Gov. Linda Lingle signed a directive yesterday that grants administrative leave to state employees who are licensed foster parents so they can attend Family Court hearings involving their foster children. The directive will allow state employees to take up to eight hours of paid administrative leave per calendar year for Family Court.
"There are very specific kinds of things we can do to make a difference," said Lingle about the government support for foster families. "Foster parents play a key role in our community."
There are more than 2,100 foster children in the state, according to Lillian Koller, director of the Department of Human Services.
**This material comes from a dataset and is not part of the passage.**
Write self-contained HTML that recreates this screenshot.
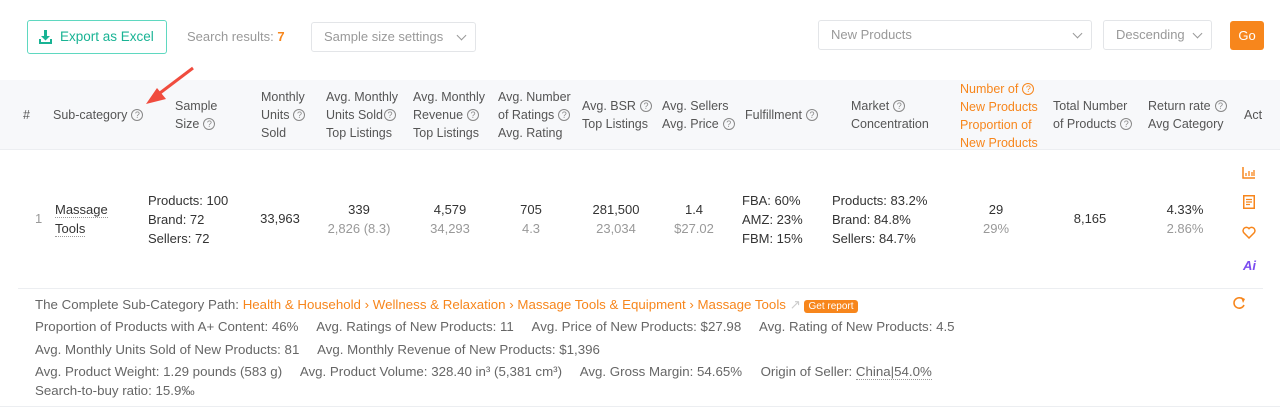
<!DOCTYPE html>
<html><head><meta charset="utf-8"><style>
*{margin:0;padding:0;box-sizing:border-box}
body{width:1280px;height:408px;background:#fff;font-family:"Liberation Sans",sans-serif;font-size:12.5px;color:#333;position:relative;overflow:hidden}
.a{position:absolute;white-space:nowrap;line-height:18px}
.c{transform:translateX(-50%);text-align:center}
.h{color:#555}
.g{color:#999}
.o{color:#f7861c}
.q{display:inline-block;width:12px;height:12px;border:1px solid #888;border-radius:50%;font-size:9px;line-height:10px;text-align:center;color:#888;vertical-align:1px;margin-left:4px}
.sel{position:absolute;border:1px solid #e3e5e8;border-radius:3px;color:#999;font-size:13px;line-height:28px;padding-left:12px;background:#fff}
.sel:after{content:"";position:absolute;right:10px;top:9px;width:6px;height:6px;border-right:1px solid #999;border-bottom:1px solid #999;transform:rotate(45deg)}
.d{color:#666;line-height:22px;font-size:13.3px}
.u{border-bottom:1px dotted #999}
.r{font-size:13px}
</style></head><body>
<div style="position:absolute;left:27px;top:20px;width:140px;height:34px;border:1px solid #5fd8c0;border-radius:3px;color:#19b394;font-size:13.5px;line-height:32px;padding-left:32px">Export as Excel
<svg style="position:absolute;left:11px;top:9px" width="13" height="14" viewBox="0 0 13 14"><path d="M5 0h3v6h3l-4.5 4.5L2 6h3z" fill="#19b394"/><path d="M0 9v5h13V9h-2v3H2V9z" fill="#19b394"/></svg></div>
<div class="a" style="left:187px;top:28px;color:#999;font-size:13px">Search results: <b class="o" style="font-weight:bold">7</b></div>
<div class="sel" style="left:311px;top:22px;width:165px;height:30px">Sample size settings</div>
<div class="sel" style="left:818px;top:20px;width:274px;height:30px">New Products</div>
<div class="sel" style="left:1103px;top:20px;width:109px;height:30px">Descending</div>
<div style="position:absolute;left:1230px;top:21px;width:34px;height:29px;background:#f7861c;border-radius:3px;color:#fff;font-size:13px;line-height:29px;text-align:center">Go</div>

<div style="position:absolute;left:0;top:80px;width:1280px;height:70px;background:#f7f8fa;border-bottom:1px solid #eceef1"></div>
<svg style="position:absolute;left:140px;top:66px" width="56" height="42"><path d="M53 2L12 33" stroke="#f04c3e" stroke-width="3"/><path d="M6 38l20-5-9-11z" fill="#f04c3e"/></svg>
<div class="a h" style="left:23px;top:106px">#</div>
<div class="a h" style="left:53px;top:106px">Sub-category<span class="q">?</span></div>
<div class="a h" style="left:175px;top:97px">Sample<br>Size<span class="q">?</span></div>
<div class="a h" style="left:261px;top:88px">Monthly<br>Units<span class="q">?</span><br>Sold</div>
<div class="a h" style="left:326px;top:88px">Avg. Monthly<br>Units Sold<span class="q" style="margin-left:1px">?</span><br>Top Listings</div>
<div class="a h" style="left:413px;top:88px">Avg. Monthly<br>Revenue<span class="q">?</span><br>Top Listings</div>
<div class="a h" style="left:498px;top:88px">Avg. Number<br>of Ratings<span class="q">?</span><br>Avg. Rating</div>
<div class="a h" style="left:582px;top:97px">Avg. BSR<span class="q">?</span><br>Top Listings</div>
<div class="a h" style="left:662px;top:97px">Avg. Sellers<br>Avg. Price<span class="q">?</span></div>
<div class="a h" style="left:745px;top:106px">Fulfillment<span class="q">?</span></div>
<div class="a h" style="left:851px;top:97px">Market<span class="q">?</span><br>Concentration</div>
<div class="a o" style="left:960px;top:80px">Number of<span class="q" style="border-color:#f7861c;color:#f7861c">?</span><br>New Products<br>Proportion of<br>New Products</div>
<div class="a h" style="left:1053px;top:97px">Total Number<br>of Products<span class="q">?</span></div>
<div class="a h" style="left:1148px;top:97px">Return rate<span class="q">?</span><br>Avg Category</div>
<div class="a h" style="left:1244px;top:106px">Act</div>

<div class="a g r" style="left:35px;top:210px">1</div>
<div class="a r" style="left:55px;top:200px;line-height:19px"><span class="u">Massage</span><br><span class="u">Tools</span></div>
<div class="a r" style="left:148px;top:191px;line-height:19px">Products: 100<br>Brand: 72<br>Sellers: 72</div>
<div class="a c r" style="left:280px;top:210px">33,963</div>
<div class="a c r" style="left:359px;top:200px;line-height:19px">339<br><span class="g">2,826 (8.3)</span></div>
<div class="a c r" style="left:450px;top:200px;line-height:19px">4,579<br><span class="g">34,293</span></div>
<div class="a c r" style="left:531px;top:200px;line-height:19px">705<br><span class="g">4.3</span></div>
<div class="a c r" style="left:616px;top:200px;line-height:19px">281,500<br><span class="g">23,034</span></div>
<div class="a c r" style="left:694px;top:200px;line-height:19px">1.4<br><span class="g">$27.02</span></div>
<div class="a r" style="left:742px;top:191px;line-height:19px">FBA: 60%<br>AMZ: 23%<br>FBM: 15%</div>
<div class="a r" style="left:832px;top:191px;line-height:19px">Products: 83.2%<br>Brand: 84.8%<br>Sellers: 84.7%</div>
<div class="a c r" style="left:996px;top:200px;line-height:19px">29<br><span class="g">29%</span></div>
<div class="a c r" style="left:1090px;top:210px">8,165</div>
<div class="a c r" style="left:1185px;top:200px;line-height:19px">4.33%<br><span class="g">2.86%</span></div>

<svg style="position:absolute;left:1242px;top:166px" width="14" height="13"><path d="M1 1v11h12" stroke="#f7861c" stroke-width="1.5" fill="none"/><path d="M4 10V7M7 10V5M10 10V6M12 10V4" stroke="#f7861c" stroke-width="1.3"/></svg>
<svg style="position:absolute;left:1243px;top:195px" width="12" height="14"><rect x="0.75" y="0.75" width="10.5" height="12.5" fill="none" stroke="#f7861c" stroke-width="1.5"/><path d="M3 4.5h6M3 7h6M3 9.5h4" stroke="#f7861c" stroke-width="1.2"/></svg>
<svg style="position:absolute;left:1242px;top:226px" width="14" height="13"><path d="M7 12L1.8 6.8A3.2 3.2 0 0 1 7 2.6 3.2 3.2 0 0 1 12.2 6.8z" fill="none" stroke="#f7861c" stroke-width="1.5"/></svg>
<div class="a" style="left:1243px;top:257px;font-weight:bold;font-style:italic;font-size:13px;color:#7b4cf0">Ai</div>

<div style="position:absolute;left:18px;top:288px;width:1245px;border-top:1px solid #eceef1"></div>
<div style="position:absolute;left:0;top:406px;width:1280px;border-top:1px solid #eceef1"></div>
<div class="a d" style="left:35px;top:294px">The Complete Sub-Category Path: <span class="o">Health &amp; Household › Wellness &amp; Relaxation › Massage Tools &amp; Equipment › Massage Tools</span> <span style="color:#ccc">&#x2197;</span> <span style="background:#f7861c;color:#fff;font-size:10px;padding:1px 4px;border-radius:3px">Get report</span></div>
<svg style="position:absolute;left:1232px;top:296px" width="14" height="14"><path d="M11.5 4A5.2 5.2 0 1 0 12 9" fill="none" stroke="#f7861c" stroke-width="1.6"/><path d="M9 1l4 2-2 4z" fill="#f7861c"/></svg>
<div class="a d" style="left:35px;top:316px">Proportion of Products with A+ Content: 46%&nbsp;&nbsp;&nbsp;&nbsp; Avg. Ratings of New Products: 11&nbsp;&nbsp;&nbsp;&nbsp; Avg. Price of New Products: $27.98&nbsp;&nbsp;&nbsp;&nbsp; Avg. Rating of New Products: 4.5</div>
<div class="a d" style="left:35px;top:339px">Avg. Monthly Units Sold of New Products: 81&nbsp;&nbsp;&nbsp;&nbsp; Avg. Monthly Revenue of New Products: $1,396</div>
<div class="a d" style="left:35px;top:361px">Avg. Product Weight: 1.29 pounds (583 g)&nbsp;&nbsp;&nbsp;&nbsp; Avg. Product Volume: 328.40 in³ (5,381 cm³)&nbsp;&nbsp;&nbsp;&nbsp; Avg. Gross Margin: 54.65%&nbsp;&nbsp;&nbsp;&nbsp; Origin of Seller: <span class="u">China|54.0%</span></div>
<div class="a d" style="left:35px;top:380px">Search-to-buy ratio: 15.9‰</div>
</body></html>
"Our foster parents are often involved in making critical life decisions for these children, so it is important that they are able to attend Family Court hearings and offer their insights and recommendations to the judge," Koller said.
There is a great need for Hawaiian foster parents in particular, because more than 50 percent of the children in the foster care program are of native Hawaiian ancestry, she said.
Massachusetts and Texas are the only two other states in the nation to have this kind of directive.
The Watarus, now parents of two adopted boys, Jace, 5, and Joey, 2, will not benefit from the new directive, but their efforts will ease some burdens on future foster parents. For Wataru the most rewarding part of being a foster parent is "knowing that we've been able to give these kids a chance."
"I encourage any of you who thought of becoming a foster parent to look into it," Wataru said. "I promise you won't regret it."